Chocolate Chip Cookies

HW
Author

Your Name

Published

September 30, 2024

Note: This assignment must be submitted in github classroom.

Reading In the Data

First, read in the CSV data of cookie ingredients. Make sure that your end-result data has appropriate types for each column - these should match the types provided in the documentation in the README.md file.

Exploratory Data Analysis

Exploratory data analysis is the process of getting familiar with your dataset. To get started, this blog post provides a nice checklist to get you thinking:

  1. What question(s) are you trying to solve (or prove wrong)?
  2. What kind of data do you have and how do you treat different types?
  3. What’s missing from the data and how do you deal with it?
  4. Where are the outliers and why should you care about them?
  5. How can you add, change or remove features to get more out of your data?

Generating Questions

Generate at least 5 questions you might explore using this database of cookie ingredients.

Skimming the Data

One thing we often want to do during EDA is to examine the quality of the data - are there missing values? What quirks might exist in the dataset?

The skimr package in R, and the similar skimpy package in python (which has a much better name, in my opinion), can help provide visual summaries of the data.

Install both packages, and read the package documentation (R, Python).

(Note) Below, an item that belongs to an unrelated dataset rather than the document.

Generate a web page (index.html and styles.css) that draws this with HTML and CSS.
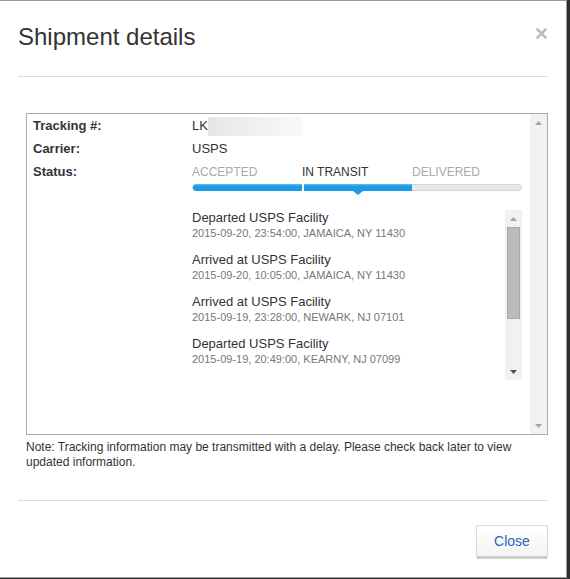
FILE: index.html
```html
<!doctype html>
<html lang="en">
 <head>
  <meta charset="UTF-8">
  <title>Shipment details</title>
  <link rel="stylesheet" href="styles.css">
 </head>
 <body>

  <div class="modal">
    <div class="modal-header">
      <h3 class="modal-title">Shipment details</h3>
      <svg class="close-x" width="11" height="11" viewBox="0 0 11 11">
        <path d="M1.5 1.5 L9.5 9.5 M9.5 1.5 L1.5 9.5" stroke="#bdbdbd" stroke-width="2.6" stroke-linecap="square"/>
      </svg>
    </div>

    <div class="modal-body">
      <div class="scroll-box">
        <div class="scroll-content">
          <div class="info-row">
            <span class="label">Tracking #:</span>
            <span class="value">LK<span class="redacted"></span></span>
          </div>
          <div class="info-row">
            <span class="label">Carrier:</span>
            <span class="value">USPS</span>
          </div>
          <div class="info-row">
            <span class="label">Status:</span>
            <div class="value">
              <div class="steps">
                <span class="step">ACCEPTED</span>
                <span class="step current">IN TRANSIT</span>
                <span class="step">DELIVERED</span>
              </div>
              <div class="progress">
                <div class="fill"></div>
                <div class="fill second"><span class="pointer"></span></div>
              </div>

              <div class="events">
                <div class="events-list">
                  <div class="event">
                    <div class="event-title">Departed USPS Facility</div>
                    <div class="event-meta">2015-09-20, 23:54:00, JAMAICA, NY 11430</div>
                  </div>
                  <div class="event">
                    <div class="event-title">Arrived at USPS Facility</div>
                    <div class="event-meta">2015-09-20, 10:05:00, JAMAICA, NY 11430</div>
                  </div>
                  <div class="event">
                    <div class="event-title">Arrived at USPS Facility</div>
                    <div class="event-meta">2015-09-19, 23:28:00, NEWARK, NJ 07101</div>
                  </div>
                  <div class="event">
                    <div class="event-title">Departed USPS Facility</div>
                    <div class="event-meta">2015-09-19, 20:49:00, KEARNY, NJ 07099</div>
                  </div>
                </div>
                <div class="scrollbar">
                  <div class="sb-btn"><svg width="7" height="4"><polygon points="0,4 3.5,0 7,4" fill="#a3a3a3"/></svg></div>
                  <div class="sb-thumb"></div>
                  <div class="sb-space"></div>
                  <div class="sb-btn"><svg width="7" height="4"><polygon points="0,0 7,0 3.5,4" fill="#505050"/></svg></div>
                </div>
              </div>
            </div>
          </div>
        </div>

        <div class="scrollbar">
          <div class="sb-btn"><svg width="7" height="4"><polygon points="0,4 3.5,0 7,4" fill="#a3a3a3"/></svg></div>
          <div class="sb-space"></div>
          <div class="sb-btn"><svg width="7" height="4"><polygon points="0,0 7,0 3.5,4" fill="#a3a3a3"/></svg></div>
        </div>
      </div>

      <p class="note">Note: Tracking information may be transmitted with a delay. Please check back later to view updated information.</p>
    </div>

    <div class="modal-footer">
      <button class="btn">Close</button>
    </div>
  </div>

 </body>
</html>
```

FILE: styles.css
```css
/* reset */
* { box-sizing: content-box; }

body {
  margin: 0;
  background: #2e2f31;
  font-family: "Liberation Sans", Arial, sans-serif;
  color: #333;
}

.modal {
  width: 566px;
  height: 576px;
  background: #fff;
  border: 1px solid #9c9c9c;
  border-left: 0;
  display: flex;
  flex-direction: column;
}

/* header */
.modal-header {
  margin: 0 18px;
  padding: 23px 0 26px;
  border-bottom: 1px solid #dcdcdc;
  display: flex;
  justify-content: space-between;
  align-items: flex-start;
}
.modal-title {
  margin: 0;
  font-size: 24px;
  font-weight: normal;
  line-height: 26px;
}
.close-x {
  margin-top: 4px;
  margin-right: 1px;
}

/* body */
.modal-body {
  padding: 36px 18px 0 26px;
}
.scroll-box {
  height: 320px;
  border: 1px solid #ababab;
  display: flex;
}
.scroll-content {
  flex: 1;
  padding-left: 6px;
}

.info-row {
  display: flex;
  align-items: flex-start;
  font-size: 13px;
  line-height: 23px;
}
.label {
  flex: none;
  width: 159px;
  font-weight: bold;
}
.redacted {
  display: inline-block;
  width: 94px;
  height: 19px;
  vertical-align: middle;
  background: linear-gradient(to right, #e6e6e6, #f1f1f1 55%, #f9f9f9);
}

/* status steps */
.steps {
  display: flex;
  font-size: 12px;
  line-height: 24px;
  color: #aaa;
  height: 23px;
}
.step { width: 110px; }
.step.current { color: #333; }

.progress {
  margin-top: 1px;
  width: 328px;
  height: 5px;
  border: 1px solid #d4d4d4;
  border-radius: 4px;
  background: #e8e8e8;
  display: flex;
}
.fill {
  width: 109px;
  margin: -1px 0;
  height: 7px;
  background: linear-gradient(#62bdef, #1a9be3 35%);
  border-radius: 4px 0 0 4px;
}
.fill.second {
  position: relative;
  width: 108px;
  border-left: 2px solid #fff;
  border-radius: 0;
}
.pointer {
  position: absolute;
  left: 50%;
  bottom: -4px;
  margin-left: -5px;
  border-left: 5px solid transparent;
  border-right: 5px solid transparent;
  border-top: 4px solid #1a9be3;
}

/* events */
.events {
  margin-top: 19px;
  width: 330px;
  height: 170px;
  display: flex;
}
.events-list {
  flex: 1;
  overflow: hidden;
}
.event { margin-bottom: 12px; }
.event-title {
  font-size: 13px;
  line-height: 16px;
}
.event-meta {
  font-size: 11px;
  line-height: 14px;
  color: #777;
}

/* fake scrollbars */
.scrollbar {
  flex: none;
  width: 17px;
  background: #f1f1f1;
  display: flex;
  flex-direction: column;
}
.sb-btn {
  height: 17px;
  display: flex;
  align-items: center;
  justify-content: center;
}
.sb-btn svg { display: block; }
.sb-thumb {
  margin: 0 2px;
  height: 90px;
  background: #bcbcbc;
  border: 1px solid #a8a8a8;
}
.sb-space { flex: 1; }

.note {
  margin: 5px 0 0;
  font-size: 12px;
  line-height: 15px;
}

/* footer */
.modal-footer {
  margin: 30px 18px 0;
  padding-top: 24px;
  border-top: 1px solid #dcdcdc;
  display: flex;
  justify-content: flex-end;
}
.btn {
  box-sizing: border-box;
  width: 72px;
  height: 34px;
  padding: 0;
  font-family: "Liberation Sans", Arial, sans-serif;
  font-size: 14px;
  color: #2b62c0;
  background: linear-gradient(#fff, #f4f4f4);
  border: 1px solid #dcdcdc;
  border-bottom: 3px solid #cdcdcd;
  border-radius: 2px;
}
```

[Part 1] Use each package and generate summaries of your data that require the use of at least some non-default options in each package’s skim function.

[Part 2] Write 1-2 sentences about what you can tell from each summary display you generate. Did you discover anything new about the data?

Generating Tables

Another useful technique for exploratory data analysis is to generate summary tables. You may want to use the dplyr package in R (group_by or count functions), as well as the groupby and count methods in Pandas. Python example, R example

[Part 1] Using R and Python, generate a table that shows what proportion of recipes contain each type of ingredient, for the most common 20 ingredients.

[Part 2] Print out a character string that lists all of the ingredients that do not appear in at least 20 recipes.

(Delete this note, but you can include data values inline in markdown text by using backticks, at least in R. For instance, here is R’s built in value for pi: 3.1415927. Unfortunately, this doesn’t work in python using the knitr markdown engine, but you can print the list out in python anyways using a code chunk.)

Visualization

Using whatever plotting system you are comfortable with in R or python, see if you can create a couple of useful exploratory data visualizations which address one of the questions you wrote above - or another question which you’ve come up with as you’ve worked on this assignment.

[Part 1] Create at least one plot (it doesn’t have to be pretty) that showcases an interesting facet of the data.

[Part 2] Write 2-3 sentences about what you can learn from that plot and what directions you might want to investigate from here.